-- START INFORMATION SUPPLIED --
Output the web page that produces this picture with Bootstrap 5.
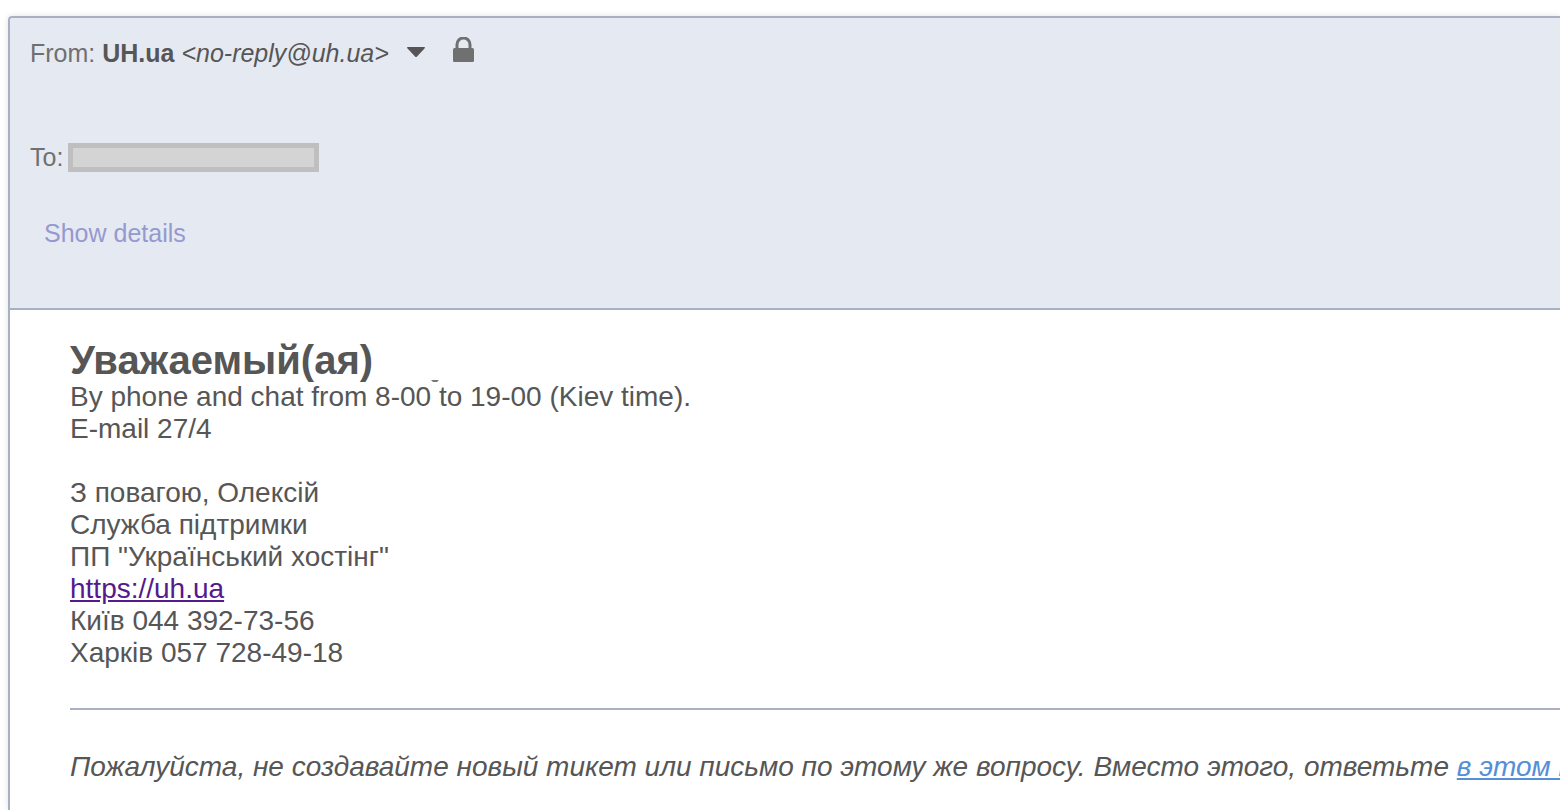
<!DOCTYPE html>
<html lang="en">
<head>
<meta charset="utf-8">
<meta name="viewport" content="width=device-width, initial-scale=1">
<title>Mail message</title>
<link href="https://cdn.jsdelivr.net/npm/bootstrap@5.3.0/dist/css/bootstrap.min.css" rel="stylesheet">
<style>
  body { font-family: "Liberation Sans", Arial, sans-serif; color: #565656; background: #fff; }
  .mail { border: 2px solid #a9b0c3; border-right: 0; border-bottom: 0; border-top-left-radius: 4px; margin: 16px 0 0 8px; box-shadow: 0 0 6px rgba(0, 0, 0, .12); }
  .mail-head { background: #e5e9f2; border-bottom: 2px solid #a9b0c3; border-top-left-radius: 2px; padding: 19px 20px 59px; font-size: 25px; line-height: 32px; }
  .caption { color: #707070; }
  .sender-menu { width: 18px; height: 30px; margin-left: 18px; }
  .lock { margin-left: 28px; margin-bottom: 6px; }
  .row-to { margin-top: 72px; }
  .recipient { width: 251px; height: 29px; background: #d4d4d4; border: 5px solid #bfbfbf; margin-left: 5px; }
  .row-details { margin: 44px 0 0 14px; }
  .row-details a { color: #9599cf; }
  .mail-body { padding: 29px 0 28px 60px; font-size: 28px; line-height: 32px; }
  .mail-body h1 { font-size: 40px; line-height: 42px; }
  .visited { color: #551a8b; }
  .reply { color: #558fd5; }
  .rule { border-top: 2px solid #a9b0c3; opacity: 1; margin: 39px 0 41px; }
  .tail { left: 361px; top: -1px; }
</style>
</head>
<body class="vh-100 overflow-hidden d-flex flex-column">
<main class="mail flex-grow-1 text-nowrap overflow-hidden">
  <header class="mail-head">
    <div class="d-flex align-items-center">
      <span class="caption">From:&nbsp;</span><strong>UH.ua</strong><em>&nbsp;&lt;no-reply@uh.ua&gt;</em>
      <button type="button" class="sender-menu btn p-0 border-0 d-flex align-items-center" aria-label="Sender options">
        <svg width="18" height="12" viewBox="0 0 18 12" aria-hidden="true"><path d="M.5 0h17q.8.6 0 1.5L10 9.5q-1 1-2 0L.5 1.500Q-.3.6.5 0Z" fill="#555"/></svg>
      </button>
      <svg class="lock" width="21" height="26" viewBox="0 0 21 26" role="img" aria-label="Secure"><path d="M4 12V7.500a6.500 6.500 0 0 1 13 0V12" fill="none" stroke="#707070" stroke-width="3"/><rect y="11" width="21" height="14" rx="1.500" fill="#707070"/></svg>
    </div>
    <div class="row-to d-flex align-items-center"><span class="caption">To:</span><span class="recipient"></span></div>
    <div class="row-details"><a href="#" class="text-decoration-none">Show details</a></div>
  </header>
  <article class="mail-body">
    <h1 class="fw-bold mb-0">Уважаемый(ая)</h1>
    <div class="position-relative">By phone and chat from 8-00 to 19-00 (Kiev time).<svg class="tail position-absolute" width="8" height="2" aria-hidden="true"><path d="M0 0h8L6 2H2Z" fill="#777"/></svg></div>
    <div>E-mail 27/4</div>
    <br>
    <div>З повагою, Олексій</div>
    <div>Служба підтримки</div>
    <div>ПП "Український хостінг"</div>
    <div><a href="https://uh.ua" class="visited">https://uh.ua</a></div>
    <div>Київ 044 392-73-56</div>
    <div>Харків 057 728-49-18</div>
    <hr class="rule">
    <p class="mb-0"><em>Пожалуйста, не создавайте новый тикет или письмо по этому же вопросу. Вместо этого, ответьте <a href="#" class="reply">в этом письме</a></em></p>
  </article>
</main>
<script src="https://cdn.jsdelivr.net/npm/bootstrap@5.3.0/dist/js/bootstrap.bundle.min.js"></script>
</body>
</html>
-- END INFORMATION SUPPLIED --
-- START INFORMATION SUPPLIED --
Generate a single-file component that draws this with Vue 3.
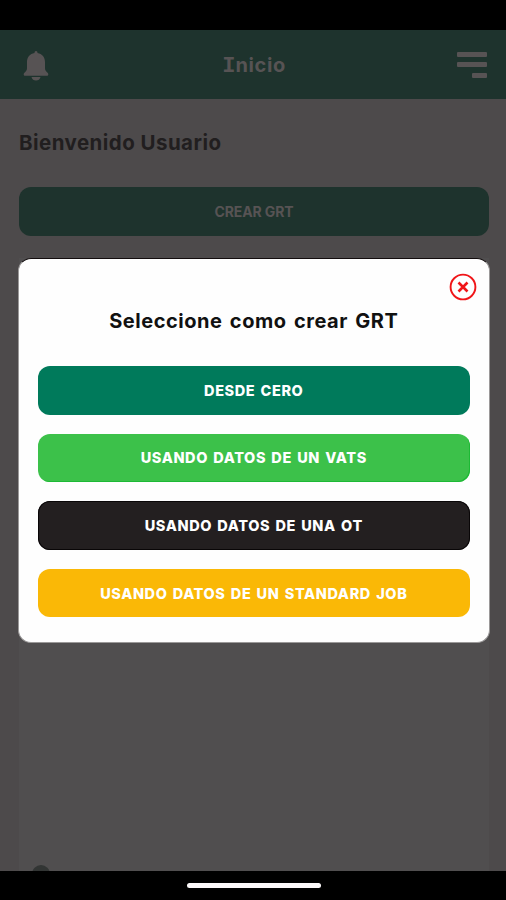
-- END INFORMATION SUPPLIED --
-- START INFORMATION SUPPLIED --
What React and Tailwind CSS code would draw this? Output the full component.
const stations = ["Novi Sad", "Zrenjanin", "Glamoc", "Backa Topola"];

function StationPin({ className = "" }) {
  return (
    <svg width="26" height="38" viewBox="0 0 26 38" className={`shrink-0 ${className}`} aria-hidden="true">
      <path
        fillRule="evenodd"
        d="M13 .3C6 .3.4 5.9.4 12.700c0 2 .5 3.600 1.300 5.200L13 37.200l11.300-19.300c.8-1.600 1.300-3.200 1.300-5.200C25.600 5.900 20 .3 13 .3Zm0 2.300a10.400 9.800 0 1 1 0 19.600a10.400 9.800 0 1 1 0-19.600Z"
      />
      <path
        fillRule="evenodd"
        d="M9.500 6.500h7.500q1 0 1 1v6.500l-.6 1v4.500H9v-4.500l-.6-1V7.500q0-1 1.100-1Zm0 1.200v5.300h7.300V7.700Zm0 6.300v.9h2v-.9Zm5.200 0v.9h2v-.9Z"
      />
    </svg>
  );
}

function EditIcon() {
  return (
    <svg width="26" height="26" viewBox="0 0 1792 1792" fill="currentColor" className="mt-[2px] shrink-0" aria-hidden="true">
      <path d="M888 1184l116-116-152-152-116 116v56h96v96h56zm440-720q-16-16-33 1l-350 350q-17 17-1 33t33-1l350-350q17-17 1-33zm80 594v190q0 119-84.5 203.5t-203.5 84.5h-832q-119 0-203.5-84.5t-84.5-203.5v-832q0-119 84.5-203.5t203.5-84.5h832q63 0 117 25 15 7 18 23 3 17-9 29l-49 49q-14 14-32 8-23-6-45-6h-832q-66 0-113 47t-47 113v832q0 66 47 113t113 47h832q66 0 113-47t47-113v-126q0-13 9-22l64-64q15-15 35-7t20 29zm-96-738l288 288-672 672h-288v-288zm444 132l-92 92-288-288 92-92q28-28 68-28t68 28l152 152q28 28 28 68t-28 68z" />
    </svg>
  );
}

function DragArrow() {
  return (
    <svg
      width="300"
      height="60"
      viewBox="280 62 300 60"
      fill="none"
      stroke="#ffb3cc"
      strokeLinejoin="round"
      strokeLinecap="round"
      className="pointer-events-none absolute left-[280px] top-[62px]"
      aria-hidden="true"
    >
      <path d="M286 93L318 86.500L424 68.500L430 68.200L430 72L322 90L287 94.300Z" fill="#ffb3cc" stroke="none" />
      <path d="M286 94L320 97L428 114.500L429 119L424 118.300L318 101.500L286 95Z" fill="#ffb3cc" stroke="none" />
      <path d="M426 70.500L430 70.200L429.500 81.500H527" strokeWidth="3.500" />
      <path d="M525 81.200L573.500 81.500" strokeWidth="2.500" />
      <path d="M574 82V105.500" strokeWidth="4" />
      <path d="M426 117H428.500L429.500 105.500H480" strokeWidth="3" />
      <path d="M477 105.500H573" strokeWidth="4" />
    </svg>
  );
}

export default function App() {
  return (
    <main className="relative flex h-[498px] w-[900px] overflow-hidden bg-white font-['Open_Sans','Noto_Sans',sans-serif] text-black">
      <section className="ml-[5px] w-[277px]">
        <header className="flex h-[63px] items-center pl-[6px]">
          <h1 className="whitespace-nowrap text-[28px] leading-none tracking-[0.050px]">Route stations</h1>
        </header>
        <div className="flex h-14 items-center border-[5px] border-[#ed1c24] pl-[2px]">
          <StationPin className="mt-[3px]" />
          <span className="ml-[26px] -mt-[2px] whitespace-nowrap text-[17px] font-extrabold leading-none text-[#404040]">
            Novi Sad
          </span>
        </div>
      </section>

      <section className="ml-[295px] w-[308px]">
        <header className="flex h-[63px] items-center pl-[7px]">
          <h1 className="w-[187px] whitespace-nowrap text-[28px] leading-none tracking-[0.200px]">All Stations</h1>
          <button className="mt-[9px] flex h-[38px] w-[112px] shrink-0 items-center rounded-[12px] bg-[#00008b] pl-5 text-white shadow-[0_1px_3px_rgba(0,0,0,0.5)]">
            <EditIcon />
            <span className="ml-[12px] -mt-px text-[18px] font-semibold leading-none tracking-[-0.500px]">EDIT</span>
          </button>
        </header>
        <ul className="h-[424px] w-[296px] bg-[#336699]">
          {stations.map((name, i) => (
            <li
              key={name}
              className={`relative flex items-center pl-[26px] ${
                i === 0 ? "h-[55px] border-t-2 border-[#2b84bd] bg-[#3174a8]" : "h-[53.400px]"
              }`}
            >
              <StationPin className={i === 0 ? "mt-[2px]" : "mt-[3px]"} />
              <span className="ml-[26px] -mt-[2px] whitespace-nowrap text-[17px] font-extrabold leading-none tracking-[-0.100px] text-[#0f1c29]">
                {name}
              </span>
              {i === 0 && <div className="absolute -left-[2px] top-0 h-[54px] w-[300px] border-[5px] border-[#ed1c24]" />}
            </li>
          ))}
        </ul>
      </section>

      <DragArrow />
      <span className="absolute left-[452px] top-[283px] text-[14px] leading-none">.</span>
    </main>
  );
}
-- END INFORMATION SUPPLIED --
Copy all lines above containing the string "that".

- FINAL ANSWER:
Output the web page that produces this picture with Bootstrap 5.
Generate a single-file component that draws this with Vue 3.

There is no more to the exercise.